私が通ったカザンの旧共産党アーカイブ(アルヒーフ)の建物。多くの古文書や公文書が保管されている。


そのときの文章を見ると、もうだいぶ推敲されて当時のものではなくなっているが、そこでの日々の匂い、たとえば大家がある日持ってきてくれた大家の奥さんの手作りジャム(のようなもの)の匂いを思い出す。
ロシア人は、全員が全員そうであるわけではないが、客に優しいし、それからなぜか夏にふんだんに取れるベリーを使ってジャム(のようなもの)を手作りし、それを客に振る舞うのが好きなようだ。

ジャム(のようなもの)とわざわざ断ったのは、そのジャムがほぼ液体で、日本のジャムとは少し違うからである。
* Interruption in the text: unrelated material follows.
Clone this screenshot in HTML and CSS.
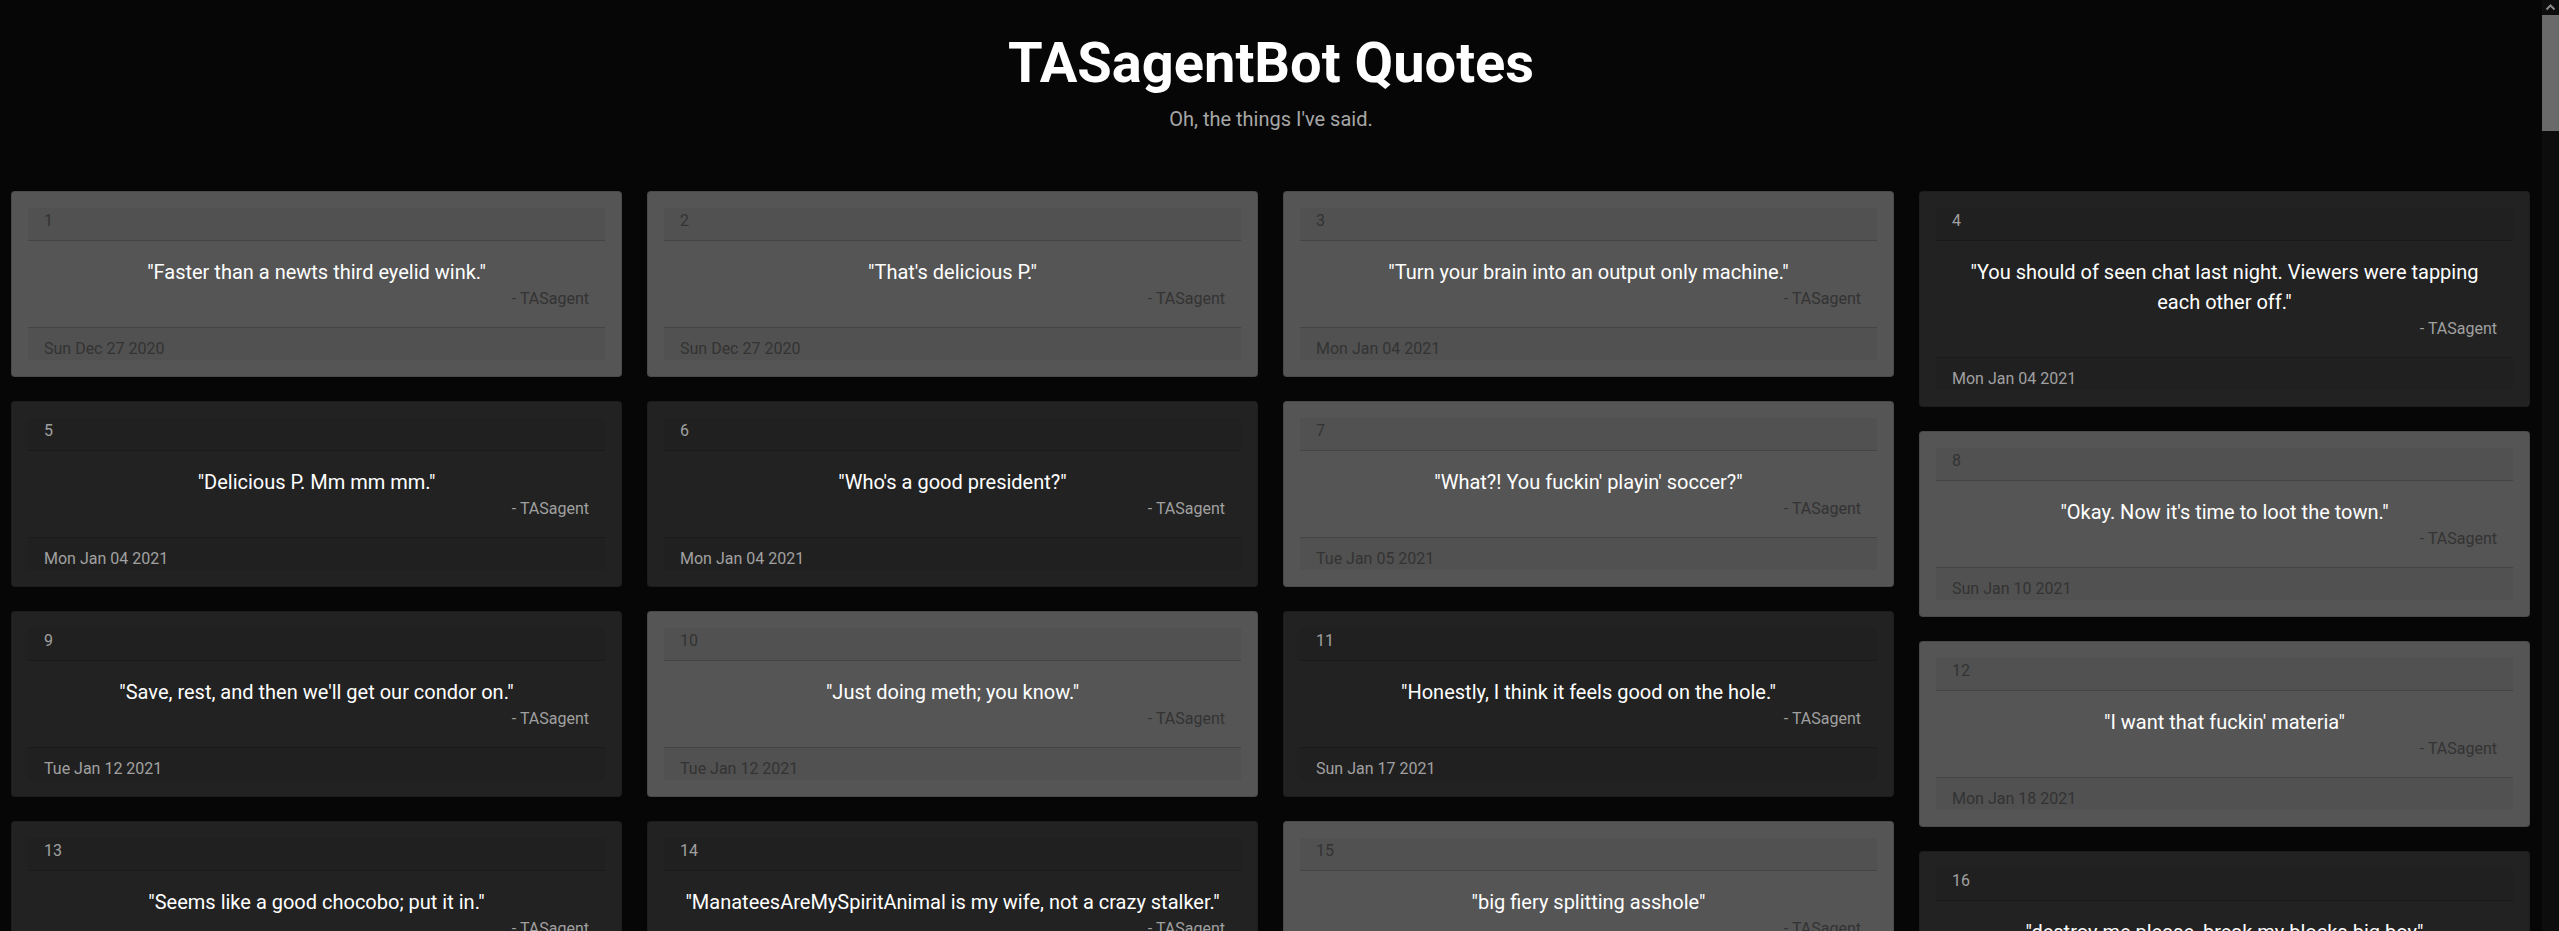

2014年の夏はそのようなわけで、私は大家の人柄に恵まれ、美味しいジャムに事欠かない生活を送った。
 
ただその間ずっと私はカザンの街にいたわけではない。私がカザンに行った目的は二つあり、一つはカザンのアルヒーフで史料を集めて博士論文を更に深みのあるものにすることだったが、もう一つはカザンを拠点にヴォルガ川流域の各地を旅行することにあった。
その夏、私はヴォルガ川を南下してサマーラ、ヴォルゴグラード(旧スターリングラード)、アストラハンを巡った。更にそこから東へまた西へ移動して、カルムイク共和国やアディゲ共和国、オレンブルク、バシコルトスタン共和国、ウドムルト共和国、チュヴァシ共和国(どれもロシア連邦を構成する共和国)にも足を運んだ。
このときのヴォルガ川紀行についてここで書くと、字数を超過するので、機会を改めたい。

クレムリン(お城)のモスク
内部は青く鮮やかに飾られている


いずれにせよ、夏の間、カザンのクヴァルティーラを拠点に研究と旅行を存分に楽しんだ私は、8月23日にカザンを出る夜行列車で同地を離れ、モスクワに戻ることになった。
そのときも大家は、私を車に乗せて、列車の中で必要な食べ物、飲み水を買うようにと、わざわざ食料品店を経由してカザン駅まで送ってくれた。大家はまた次の夏にも私がカザンに来るようにと言った。カザン駅の前まで来て、私は何回も大家に礼を言い、握手し抱擁して別れた。駅舎で列車を待っている間、非常に寂寞とした思いがした。

モスクワ行きの列車に乗り込むためにホームに出ると、ちょうど振り出した雨に濡れた。夏の終わりを告げる冷たい雨だった。
 
これがカザンの最後の想い出で、私はそれからカザンに帰っていない。